Occupy Boston protesters are discovering that in order to wage war on corporate greed, predatory banking, and electoral corruption, they must first face off with two more localized foes: the fire marshal, and fire itself.
City officials thwarted a very public attempt by Occupy protesters to bring in a large, flame retardant, military-style tent on Monday, citing the lack of building permit. The decision frustrated and angered protesters who said that they need to erect the tent to address fire code violations cited by Boston’s Fire Marshal Bart Shea in court last week.
Shea testified before Superior Court Judge Frances A. McIntyre that the Occupy Boston campsite has be come a dangerous fire hazard. “A fire could rip right across the top of these tents before someone could get out,” he testified. Individual protesters have echoed many of these same concerns but claim that the city is preventing them from making the necessary changes to the encampment.
“It’s as if the city has handcuffed our hands in front of us, and told us to scratch our backs,” John Ford, Occupy Boston’s librarian, called down to the press from atop a steel cart carrying the rejected tent.
Ford’s voice, deep in both tone and passion, has become a staple around the campsite since he moved in with his 10-foot-by-10-foot military tent and some 500 books from his bookstore in Salem back in October. He has assumed as much leadership as the horizontal democracy will allow, helping to organize the purchase of new fire extinguishers, smoke alarms, and personally attempting to educate campers about maintaining fire safety.
New laminated signs posted all over the campsite prohibit smoking in or near tents. At community meetings, facilitators often remind campers of the dangers of smoking tobacco and marijuana as well as burning candles and incense inside a tent. When night falls, many protesters can be seen entering and exiting their tents with glowing cigarettes dangling from their fingers. Others chat within the dense nest of tarps and tents, casually flicking ash and stray embers onto wooden pallets below.

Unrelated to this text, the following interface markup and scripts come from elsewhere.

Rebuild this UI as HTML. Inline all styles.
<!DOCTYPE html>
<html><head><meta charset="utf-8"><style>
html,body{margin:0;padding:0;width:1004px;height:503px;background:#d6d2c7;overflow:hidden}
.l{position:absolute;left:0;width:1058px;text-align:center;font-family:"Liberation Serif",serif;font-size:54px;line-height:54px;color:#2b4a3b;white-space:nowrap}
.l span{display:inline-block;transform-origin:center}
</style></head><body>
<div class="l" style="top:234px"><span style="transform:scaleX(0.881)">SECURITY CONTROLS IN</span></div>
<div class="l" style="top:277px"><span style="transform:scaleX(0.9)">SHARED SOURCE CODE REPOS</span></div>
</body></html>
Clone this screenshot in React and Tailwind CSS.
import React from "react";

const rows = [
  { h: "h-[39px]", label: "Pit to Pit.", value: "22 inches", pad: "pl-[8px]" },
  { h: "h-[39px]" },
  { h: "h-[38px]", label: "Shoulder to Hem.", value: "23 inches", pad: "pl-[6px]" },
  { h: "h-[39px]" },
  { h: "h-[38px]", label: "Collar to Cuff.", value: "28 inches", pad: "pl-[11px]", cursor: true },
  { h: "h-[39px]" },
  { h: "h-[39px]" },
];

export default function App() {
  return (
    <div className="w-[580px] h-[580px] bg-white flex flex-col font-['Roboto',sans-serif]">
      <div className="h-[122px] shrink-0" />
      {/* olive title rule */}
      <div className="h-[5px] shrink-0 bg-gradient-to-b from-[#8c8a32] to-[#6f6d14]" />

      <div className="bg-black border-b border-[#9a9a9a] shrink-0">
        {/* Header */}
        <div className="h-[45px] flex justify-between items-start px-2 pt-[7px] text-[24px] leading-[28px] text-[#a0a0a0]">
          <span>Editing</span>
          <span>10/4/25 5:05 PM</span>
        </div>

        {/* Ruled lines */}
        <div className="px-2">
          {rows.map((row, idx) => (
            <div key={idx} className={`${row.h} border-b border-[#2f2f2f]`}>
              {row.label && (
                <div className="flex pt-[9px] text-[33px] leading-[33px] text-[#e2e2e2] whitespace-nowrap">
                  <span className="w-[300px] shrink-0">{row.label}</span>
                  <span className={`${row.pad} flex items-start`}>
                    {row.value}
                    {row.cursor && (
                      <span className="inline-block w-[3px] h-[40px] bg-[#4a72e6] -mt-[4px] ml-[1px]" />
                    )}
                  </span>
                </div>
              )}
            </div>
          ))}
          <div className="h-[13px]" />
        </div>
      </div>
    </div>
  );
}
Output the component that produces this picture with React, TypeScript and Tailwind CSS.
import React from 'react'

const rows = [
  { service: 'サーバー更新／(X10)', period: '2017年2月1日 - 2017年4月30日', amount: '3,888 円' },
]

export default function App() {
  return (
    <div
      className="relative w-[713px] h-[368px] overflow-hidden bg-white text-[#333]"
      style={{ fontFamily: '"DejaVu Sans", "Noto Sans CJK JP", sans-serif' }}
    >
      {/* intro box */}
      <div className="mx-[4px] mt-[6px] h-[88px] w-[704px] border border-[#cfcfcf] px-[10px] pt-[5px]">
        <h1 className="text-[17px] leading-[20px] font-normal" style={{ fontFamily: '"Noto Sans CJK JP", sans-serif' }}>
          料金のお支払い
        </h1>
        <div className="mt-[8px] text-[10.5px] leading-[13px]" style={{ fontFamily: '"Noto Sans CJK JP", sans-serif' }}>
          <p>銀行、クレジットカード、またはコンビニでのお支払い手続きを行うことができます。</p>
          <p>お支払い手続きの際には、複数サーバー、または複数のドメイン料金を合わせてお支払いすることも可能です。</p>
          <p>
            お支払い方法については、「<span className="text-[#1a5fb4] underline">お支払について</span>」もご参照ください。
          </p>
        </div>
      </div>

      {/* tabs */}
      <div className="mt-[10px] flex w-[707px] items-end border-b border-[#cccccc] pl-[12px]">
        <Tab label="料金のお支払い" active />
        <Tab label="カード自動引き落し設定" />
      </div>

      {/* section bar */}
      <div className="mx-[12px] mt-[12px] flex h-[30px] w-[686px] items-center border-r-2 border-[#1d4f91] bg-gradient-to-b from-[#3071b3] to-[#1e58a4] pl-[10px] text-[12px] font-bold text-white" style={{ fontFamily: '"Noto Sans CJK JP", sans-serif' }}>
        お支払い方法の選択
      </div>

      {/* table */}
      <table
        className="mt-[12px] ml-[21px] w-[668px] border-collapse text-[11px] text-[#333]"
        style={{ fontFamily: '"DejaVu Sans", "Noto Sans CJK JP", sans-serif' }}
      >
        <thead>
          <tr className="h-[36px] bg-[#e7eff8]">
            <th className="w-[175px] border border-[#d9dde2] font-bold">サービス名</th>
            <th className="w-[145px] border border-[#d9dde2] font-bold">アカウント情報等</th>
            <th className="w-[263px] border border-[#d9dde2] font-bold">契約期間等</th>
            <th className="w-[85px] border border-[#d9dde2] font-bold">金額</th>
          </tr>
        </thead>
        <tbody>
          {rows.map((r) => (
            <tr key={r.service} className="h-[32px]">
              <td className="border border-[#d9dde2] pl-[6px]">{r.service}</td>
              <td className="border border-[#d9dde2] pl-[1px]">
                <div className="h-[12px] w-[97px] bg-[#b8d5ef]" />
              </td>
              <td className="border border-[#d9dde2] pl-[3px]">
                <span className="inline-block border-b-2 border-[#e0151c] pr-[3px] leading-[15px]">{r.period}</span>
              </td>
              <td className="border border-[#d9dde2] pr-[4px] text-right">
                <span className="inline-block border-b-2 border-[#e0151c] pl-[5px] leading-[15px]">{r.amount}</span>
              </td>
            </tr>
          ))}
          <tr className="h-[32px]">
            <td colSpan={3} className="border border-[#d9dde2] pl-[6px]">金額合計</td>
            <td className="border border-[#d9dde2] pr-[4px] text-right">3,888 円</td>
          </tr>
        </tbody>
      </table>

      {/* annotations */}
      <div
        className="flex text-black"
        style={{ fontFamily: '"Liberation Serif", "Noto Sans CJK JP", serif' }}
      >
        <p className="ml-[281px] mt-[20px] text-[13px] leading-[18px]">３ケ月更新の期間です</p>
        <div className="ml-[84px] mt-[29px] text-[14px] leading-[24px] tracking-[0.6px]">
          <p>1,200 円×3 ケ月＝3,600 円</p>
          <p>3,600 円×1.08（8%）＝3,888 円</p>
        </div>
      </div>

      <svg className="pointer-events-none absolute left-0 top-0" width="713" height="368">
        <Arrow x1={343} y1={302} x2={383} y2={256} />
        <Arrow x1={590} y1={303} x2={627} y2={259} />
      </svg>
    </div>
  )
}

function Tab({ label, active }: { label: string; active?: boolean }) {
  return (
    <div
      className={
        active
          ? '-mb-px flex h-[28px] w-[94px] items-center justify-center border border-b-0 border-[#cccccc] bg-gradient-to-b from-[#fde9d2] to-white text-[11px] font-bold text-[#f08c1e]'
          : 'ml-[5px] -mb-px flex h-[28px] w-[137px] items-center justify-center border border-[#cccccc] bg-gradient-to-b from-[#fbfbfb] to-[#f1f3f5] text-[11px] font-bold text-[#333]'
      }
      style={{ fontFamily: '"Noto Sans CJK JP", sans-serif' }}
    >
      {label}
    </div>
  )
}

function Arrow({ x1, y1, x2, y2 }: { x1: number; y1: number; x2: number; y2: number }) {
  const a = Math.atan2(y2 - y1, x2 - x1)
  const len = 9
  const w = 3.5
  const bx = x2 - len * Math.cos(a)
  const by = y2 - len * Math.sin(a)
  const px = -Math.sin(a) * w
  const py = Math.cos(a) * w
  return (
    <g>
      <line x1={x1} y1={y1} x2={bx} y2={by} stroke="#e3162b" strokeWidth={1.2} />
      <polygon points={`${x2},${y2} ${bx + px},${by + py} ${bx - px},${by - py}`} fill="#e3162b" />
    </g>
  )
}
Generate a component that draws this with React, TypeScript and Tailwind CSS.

Bill McDonagh, head of the medical tent and a seasoned emergency medical technician, said that he has participated in tent inspections in conjunction with volunteers working on the safety team. “If we find anybody with candles or any flammable material that they’re using for heat, we will strike that tent.”
While McDonagh was answering questions about the scope of medical care provided at the campsite, another volunteer had to ask individual protesters five times not to light their cigarettes so close to tents. For the most part, her requests were ignored.
As an EMT, McDonagh knows first hand the dangers that fire can pose. “Look at the night club fire and what happened there,” he said, referring to fire a 2003 fire a West Warwick, R.I. nightclub that injured 230 people. “That was a solid building. This,” he went on pointing to the patchwork of tarps covering the tents, “is plastic.”
Ford said that while he has done his best to talk to fellow campers about these dangers, he believes an additional level of training is needed that he is not equipped to provide. He said that he would welcome someone from the fire department coming in and offering a seminar or teach-in on fire safety. “Maybe burn a tarp in front of everybody and show them how quickly it goes up.”
“I want to see occupiers start realizing that when I say something is dangerous, its not because I want to hear my own voice,” Ford said, venting his frustration.
He said that he has tried to put these issues through the community’s process of community meetings, called general assemblies, but that the decisions made at meetings often remain unrealized on the ground. One such proposal approved by consensus was to reconfigure some tents to create escape routes in case of fire. Ford said efforts to move tents for safety have met fierce opposition from several campers.
Between external pressures from city officials making it difficult to upgrade the infrastructure of the encampment and resistance from within, Ford and the other prominent voices of Occupy Boston are operating with their hands tied and are grasping for creative ways to make the camp safer.
“We can use the cover of night to sneak in tents and erect them, we’ve proved that,” Ford said, referring to the new 32-foot-by-32-foot military style kitchen tent that appeared a couple of weeks ago during a march. Ford added, “But we don’t want to necessarily use that tactic.”
He said that they attempted to install the newest tent in broad daylight in the presence of media to, “pull the veil away and expose the collusion happening between the various [city] organizations.”
The fire safe tent left Dewey square still wrapped in plastic and ushered by to a waiting truck by protesters quietly singing “We Shall Overcome.”